Kamp’s new “Food Snob’s Dictionary” (coauthored by Marion Rosenfeld) appears at a moment when food snobbery is rampant. Adjectives like “artisanal” and “house-made” appear on menus, stoves can cost more than a year at Bennington, and diners gossip online about sous chefs as if they were rock stars. Kamp has a rich vein of material to mine. But as he uses the word, “snob” does not carry the negative connotation it has in real life — it means something close to “connoisseur,” even if it is the kind of connoisseurs whose refined tastes make them a burden to their less evolved friends.
By targeting two distinct kinds of readers — those who read one of the Snob’s Dictionaries to learn the information it contains, and those who read it to congratulate themselves that they already know it — Kamp is following a trail blazed by his fellow Spy magazine alum Lisa Birnbach. Birnbach’s 1980 “The Official Preppy Handbook” is the ur-document of aspirational satire. It purported to ridicule a way of life, but it also offered anxious teens from the hinterlands preparing for their first year at Colby or Vassar a guide to the Bermuda bags and Nantucket Reds they would need to blend in.
Kamp (also author of “The United States of Arugula”) and Rosenfeld know the terrain of the food snob well enough to reach both kinds of readers. They write with knowledge and enthusiasm, but maintain the perspective that allows them to see the follies of the food world. Ruth Reichl, for instance, is a “Prodigiously maned gastro-sensualist and writer, known for a trilogy of memoirs … that chart her Zelig-like journey through various food-mad locales … as they experienced their signal moments in America’s culinary coming of age. Though prone to onanistic, self-aggrandizing prose and batty flights of fancy — wearing unnecessarily elaborate disguises while visiting restaurants, frequently invoking her dead mother as a speaking character in reviews — Reichl has more than creditably served as editor of Gourmet since 1999.”

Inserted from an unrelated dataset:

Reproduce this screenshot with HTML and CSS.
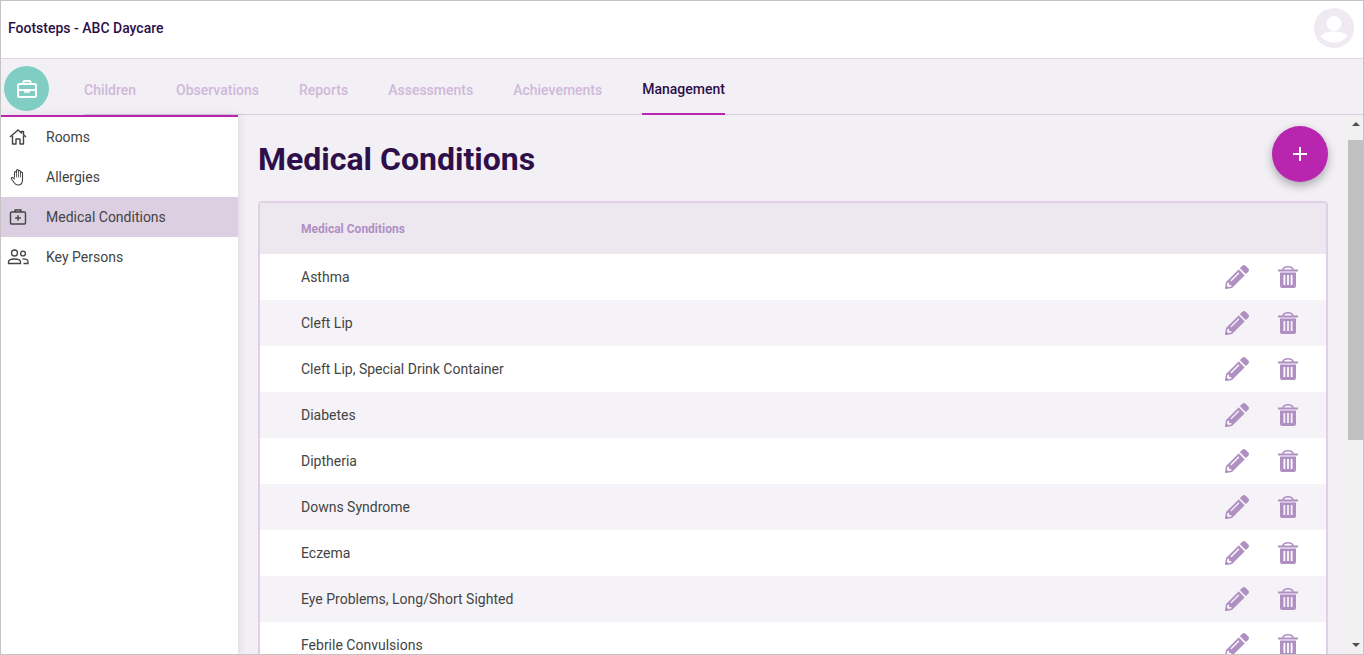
FILE: index.html
```html
<!DOCTYPE html>
<html lang="en">
<head>
    <meta charset="utf-8" />
    <title>Medical Conditions</title>
    <link rel="stylesheet" href="styles.css">
</head>
<body>
<div class="frame">
    <header class="top">
        <div class="brand">Footsteps - ABC Daycare</div>
        <svg class="avatar" viewBox="0 0 40 40">
            <circle cx="20" cy="20" r="20" fill="#efeaf1"/>
            <circle cx="20" cy="15.5" r="7.5" fill="#fff"/>
            <path d="M6.5 28c3-3.4 8-4.6 13.500-4.600s10.500 1.200 13.500 4.600c-3.200 4-8 6.500-13.500 6.500S9.700 32 6.500 28z" fill="#fff"/>
        </svg>
    </header>
    <nav class="nav">
        <div class="logo">
            <svg width="20" height="18" viewBox="0 0 20 18" fill="none" stroke="#fff" stroke-width="2">
                <path d="M6.500 4V2a1 1 0 0 1 1-1h5a1 1 0 0 1 1 1v2"/>
                <rect x="1" y="4" width="18" height="13" rx="1.500"/>
                <path d="M1 10h18"/>
                <path d="M8 10v2h4v-2" stroke-width="1.500"/>
            </svg>
        </div>
        <div class="tabs">
            <a class="tab">Children</a>
            <a class="tab">Observations</a>
            <a class="tab">Reports</a>
            <a class="tab">Assessments</a>
            <a class="tab">Achievements</a>
            <a class="tab tab-active">Management</a>
        </div>
    </nav>
    <div class="body">
        <aside class="side">
            <a class="side-item">
                <svg class="side-icon" viewBox="0 0 20 20" fill="none" stroke="#444" stroke-width="1.400" stroke-linejoin="round">
                    <path d="M2 10l8-7 3.500 3V4.500h2v3.200L18 10"/>
                    <path d="M4.500 8.500V17H8v-5h4v5h3.500V8.500"/>
                </svg>
                Rooms
            </a>
            <a class="side-item">
                <svg class="side-icon" viewBox="0 0 20 20" fill="none" stroke="#444" stroke-width="1.100" stroke-linecap="round" stroke-linejoin="round">
                    <path d="M6.500 10V5.500a1 1 0 0 1 2 0V3.500a1 1 0 0 1 2 0v1a1 1 0 0 1 2 0v1.500a1 1 0 0 1 2 0V13c0 3-1.800 5-4.500 5H10c-2 0-3-1-4-2.500L3.500 12c-.7-1 .6-2.200 1.600-1.300L6.500 12"/>
                    <path d="M8.500 5.500V10M10.500 4.500V10M12.500 6V10" stroke-width=".8"/>
                </svg>
                Allergies
            </a>
            <a class="side-item side-item-on">
                <svg class="side-icon" viewBox="0 0 20 20" fill="none" stroke="#444" stroke-width="1.400" stroke-linejoin="round">
                    <rect x="2.500" y="5" width="15" height="12" rx="1"/>
                    <path d="M7 5V3h6v2"/>
                    <path d="M10 8.200v5.600M7.200 11h5.600"/>
                </svg>
                Medical Conditions
            </a>
            <a class="side-item">
                <svg class="side-icon side-icon-wide" viewBox="0 0 22 20" fill="none" stroke="#444" stroke-width="1.300">
                    <circle cx="7.500" cy="6" r="3"/>
                    <path d="M1.500 16.500v-1.500c0-2 2.500-3 6-3s6 1 6 3v1.500z"/>
                    <circle cx="16" cy="6.500" r="2.400"/>
                    <path d="M15.500 11.800c3 0 5.500.8 5.500 2.700v2h-4.500"/>
                </svg>
                Key Persons
            </a>
        </aside>
        <main class="main">
            <div class="page-head">
                <h1 class="title">Medical Conditions</h1>
                <button class="fab">
                    <svg width="16" height="16" viewBox="0 0 16 16"><path d="M7 1h2v6h6v2H9v6H7V9H1V7h6z" fill="#fff"/></svg>
                </button>
            </div>
            <div class="card">
                <div class="card-head">Medical Conditions</div>
                <div class="row"><span>Asthma</span><div class="acts"><svg class="pen" viewBox="0 0 512 512"><use href="#pen"/></svg><svg class="bin" viewBox="0 0 20 22"><use href="#bin"/></svg></div></div>
                <div class="row"><span>Cleft Lip</span><div class="acts"><svg class="pen" viewBox="0 0 512 512"><use href="#pen"/></svg><svg class="bin" viewBox="0 0 20 22"><use href="#bin"/></svg></div></div>
                <div class="row"><span>Cleft Lip, Special Drink Container</span><div class="acts"><svg class="pen" viewBox="0 0 512 512"><use href="#pen"/></svg><svg class="bin" viewBox="0 0 20 22"><use href="#bin"/></svg></div></div>
                <div class="row"><span>Diabetes</span><div class="acts"><svg class="pen" viewBox="0 0 512 512"><use href="#pen"/></svg><svg class="bin" viewBox="0 0 20 22"><use href="#bin"/></svg></div></div>
                <div class="row"><span>Diptheria</span><div class="acts"><svg class="pen" viewBox="0 0 512 512"><use href="#pen"/></svg><svg class="bin" viewBox="0 0 20 22"><use href="#bin"/></svg></div></div>
                <div class="row"><span>Downs Syndrome</span><div class="acts"><svg class="pen" viewBox="0 0 512 512"><use href="#pen"/></svg><svg class="bin" viewBox="0 0 20 22"><use href="#bin"/></svg></div></div>
                <div class="row"><span>Eczema</span><div class="acts"><svg class="pen" viewBox="0 0 512 512"><use href="#pen"/></svg><svg class="bin" viewBox="0 0 20 22"><use href="#bin"/></svg></div></div>
                <div class="row"><span>Eye Problems, Long/Short Sighted</span><div class="acts"><svg class="pen" viewBox="0 0 512 512"><use href="#pen"/></svg><svg class="bin" viewBox="0 0 20 22"><use href="#bin"/></svg></div></div>
                <div class="row"><span>Febrile Convulsions</span><div class="acts"><svg class="pen" viewBox="0 0 512 512"><use href="#pen"/></svg><svg class="bin" viewBox="0 0 20 22"><use href="#bin"/></svg></div></div>
            </div>
        </main>
        <div class="scroll">
            <div class="scroll-up"></div>
            <div class="scroll-thumb"></div>
            <div class="scroll-down"></div>
        </div>
    </div>
</div>
<svg class="defs" width="0" height="0">
    <defs>
        <g id="pen"><path d="M497.900 142.100l-46.100 46.100c-4.700 4.700-12.300 4.700-17 0l-111-111c-4.700-4.700-4.700-12.300 0-17l46.100-46.100c18.700-18.700 49.100-18.700 67.900 0l60.100 60.100c18.800 18.700 18.800 49.100 0 67.900zM284.200 99.800L21.600 362.400.4 483.900c-2.900 16.400 11.400 30.600 27.800 27.800l121.500-21.300 262.600-262.600c4.700-4.700 4.700-12.300 0-17l-111-111c-4.800-4.700-12.400-4.700-17.100 0zM124.100 339.900c-5.500-5.500-5.500-14.300 0-19.800l154-154c5.500-5.500 14.300-5.500 19.800 0s5.500 14.300 0 19.800l-154 154c-5.500 5.500-14.300 5.500-19.800 0zM88 424h48v36.300l-64.500 11.300-31.100-31.100L51.700 376H88v48z"/></g>
        <g id="bin"><path fill-rule="evenodd" d="M0 3.500h4.200C4.600 1.400 6.500 0 10 0s5.400 1.400 5.800 3.500H20v2H0zM5.800 3.500h8.400C13.800 2.300 12.400 1.500 10 1.500S6.200 2.300 5.800 3.500zM2 6.500h16V20a2 2 0 0 1-2 2H4a2 2 0 0 1-2-2zM5.500 9v10h1.800V9zM9.100 9v10h1.800V9zM12.700 9v10h1.800V9z"/></g>
    </defs>
</svg>
</body>
</html>
```
FILE: styles.css
```css
* {
    box-sizing: border-box;
    padding: 0;
    margin: 0;
    font-family: Roboto, "Liberation Sans", sans-serif;
}
body {
    background-color: #fff;
}
.frame {
    display: flex;
    flex-direction: column;
    height: 655px;
    border: 1px solid #c4c4c4;
    overflow: hidden;
}
.defs {
    position: absolute;
}

/* top bar */
.top {
    display: flex;
    justify-content: space-between;
    align-items: center;
    flex: none;
    height: 58px;
    padding: 0 9px 3px 7px;
    border-bottom: 1px solid #e3d2ea;
    background-color: #fff;
}
.brand {
    font-size: 14px;
    font-weight: 500;
    color: #2e0f4a;
}
.avatar {
    width: 40px;
    height: 40px;
}

/* tabs */
.nav {
    display: flex;
    flex: none;
    height: 56px;
    background-color: #f2f0f5;
}
.logo {
    display: flex;
    justify-content: center;
    align-items: center;
    flex: none;
    width: 45px;
    height: 45px;
    margin: 7px 35px 0 3px;
    border-radius: 50%;
    background-color: #80cdc4;
}
.tabs {
    display: flex;
    flex: 1;
    gap: 40px;
    border-bottom: 1px solid #d8cbe0;
}
.tab {
    display: flex;
    align-items: center;
    padding-top: 6px;
    font-size: 14px;
    font-weight: 500;
    color: #d0b8da;
}
.tab-active {
    color: #2e0f4a;
    border-bottom: 2px solid #b825ae;
    margin-bottom: -1px;
}

/* page body */
.body {
    display: flex;
    flex: 1;
    min-height: 0;
    background-color: #f2f0f5;
}
.side {
    flex: none;
    width: 237px;
    border-top: 2px solid #b825ae;
    background-color: #fff;
    box-shadow: 2px 0 8px rgba(60, 30, 80, 0.1);
    z-index: 1;
}
.side-item {
    display: flex;
    align-items: center;
    height: 40px;
    padding-left: 7px;
    font-size: 14px;
    color: #444;
}
.side-item-on {
    background-color: #dccfe2;
}
.side-icon {
    flex: none;
    width: 20px;
    height: 20px;
    margin-right: 18px;
}
.side-icon-wide {
    width: 22px;
    margin: 0 17px 0 -1px;
}
.main {
    flex: 1;
    min-width: 0;
    padding: 11px 20px 0;
    overflow: hidden;
}
.page-head {
    display: flex;
    justify-content: space-between;
    align-items: center;
    height: 56px;
    margin-bottom: 19px;
}
.title {
    padding-top: 10px;
    font-size: 32px;
    font-weight: 700;
    color: #2e0f4a;
}
.fab {
    display: flex;
    justify-content: center;
    align-items: center;
    width: 56px;
    height: 56px;
    border: none;
    border-radius: 50%;
    background-color: #b825ae;
    box-shadow: 0 4px 10px rgba(0, 0, 0, 0.3);
}

/* list */
.card {
    border: 2px solid #e0d0e6;
    border-bottom: none;
    border-radius: 4px 4px 0 0;
    background-color: #fff;
}
.card-head {
    display: flex;
    align-items: center;
    height: 51px;
    padding-left: 41px;
    font-size: 12px;
    font-weight: 700;
    color: #b08fc3;
    background-color: #ede8f0;
}
.row {
    display: flex;
    justify-content: space-between;
    align-items: center;
    height: 46px;
    padding: 0 28px 0 41px;
    font-size: 14px;
    color: #444;
}
.row:nth-child(odd) {
    background-color: #f5f3f7;
}
.acts {
    display: flex;
    align-items: center;
    gap: 29px;
    fill: #b08fc3;
}
.pen {
    width: 24px;
    height: 24px;
}
.bin {
    width: 20px;
    height: 22px;
}

/* scrollbar */
.scroll {
    display: flex;
    flex-direction: column;
    align-items: center;
    flex: none;
    width: 15px;
    background-color: #f1f1f1;
}
.scroll-up, .scroll-down {
    flex: none;
    width: 0;
    height: 0;
    border-left: 4px solid transparent;
    border-right: 4px solid transparent;
}
.scroll-up {
    margin: 7px 0 14px;
    border-bottom: 4px solid #505050;
}
.scroll-thumb {
    flex: none;
    width: 100%;
    height: 300px;
    background-color: #c1c1c1;
}
.scroll-down {
    margin-top: auto;
    margin-bottom: 7px;
    border-top: 4px solid #505050;
}
```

These biographies are the most entertaining part of the book; the entry for Julia Child mentions that she was “a bawdy, fiercely liberal, whip-smart intellectual who partied harder than Anthony Bourdain.” The more useful entries are for individual ingredients, and here, Kamp and Rosenfeld do some demystifying: cepe is “a cloying French synonym for porcini mushroom, used on menus to confuse diners who think porcinis are old news.”
Beyond what is included in “The Food Snob’s Dictionary,” for real snobs a good deal of the fun of these books is seeing what is not in them. Cookbook author Elizabeth David, “who turned out two masterworks, ‘Italian Food’ (1954) and ‘French Provincial Cooking’ (1960), which though sometimes vague and imprecise in their recipes, neatly evoked a sun-dappled Southern European wonderland,” gets an entry, but her more Anglo-centric counterpart, Jane Grigson, does not. For snobs keen to make their own fromage de tête, Grigson’s out-of-print “The Art of Charcuterie” is the go-to reference. The less ambitious snob will make do with the recipe from snob darling Fergus Henderson’s “The Whole Beast.” Entry-level snobs will settle for the recipe in Ruhlman & Polcyn’s “Charcuterie,” which happens to be the most comprehensive and precise of these three books. Those snobs who celebrated when a university press began reissuing Grigson’s cookbooks will be frosted by her absence, but pleased to have out-snobbed the snobs.